The Game Jam as a Model for Temporary Autonomous Zones

Game jams—short, intensive periods of collaborative game creation—are a core activity of the IPCG. But we reinvent them. Our jams are not competitions with winners and losers. They are collaborative marathons with a shared goal: to collectively explore a theme like "The Commons," "Care Work," or "Post-Scarcity Cities." We see the jam space itself as a 'Temporary Autonomous Zone' (TAZ), a microcosm of the world we want to build: non-hierarchical, resource-sharing, and focused on communal creation. Participants are encouraged to form teams across disciplines and borders, to share code and assets openly, and to document their process for others to learn from.

Overcoming Barriers: Language, Time Zones, and Access

To be truly global, we actively work to overcome barriers. Jams are run asynchronously over a longer period (e.g., two weeks) to accommodate different time zones and care responsibilities. We provide real-time translation tools in our communication channels (Matrix, Discord with bots) and encourage teams to create games that are language-agnostic or easily localizable. We maintain a fund to provide data stipends or access to cloud-based development tools for participants from regions with limited internet or hardware access. The goal is to make participation not just theoretically open, but practically accessible.

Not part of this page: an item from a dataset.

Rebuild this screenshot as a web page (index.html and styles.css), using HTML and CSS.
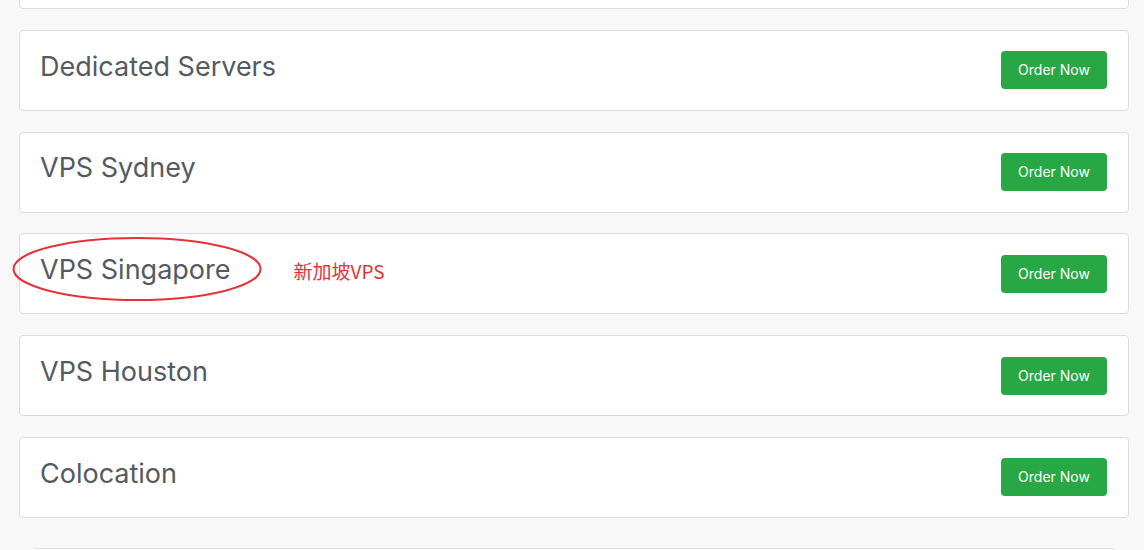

Themes as Provocations for Political Imagination

Our jam themes are carefully chosen as provocations. A jam on "Logistics" might lead to games about cooperative supply chains or the history of the IWW. A jam on "Federation" might explore games about interstellar alliances or networked neighborhood councils. The themes push participants to research, discuss, and then model complex socio-political concepts in interactive form. The resulting games, even if rough prototypes, form a powerful library of 'what-if' scenarios and thought experiments. We compile these into publicly accessible anthologies, with each game accompanied by a developer statement explaining its political and design intentions.

Building Lasting Networks from Temporary Collaborations

The true value of our jams is the networks they forge. A programmer in Brazil, an artist in Poland, and a writer in Kenya who collaborate on a game about water rights often continue working together or stay connected through our networks. These connections form the resilient, decentralized web of the post-capitalist gaming community. We facilitate this by maintaining shared contact lists, skill directories, and project incubators where jam prototypes can be developed into full releases by self-organizing, international co-ops. The jam is not an end, but a fertile beginning for long-term relationships and projects that transcend national and cultural boundaries.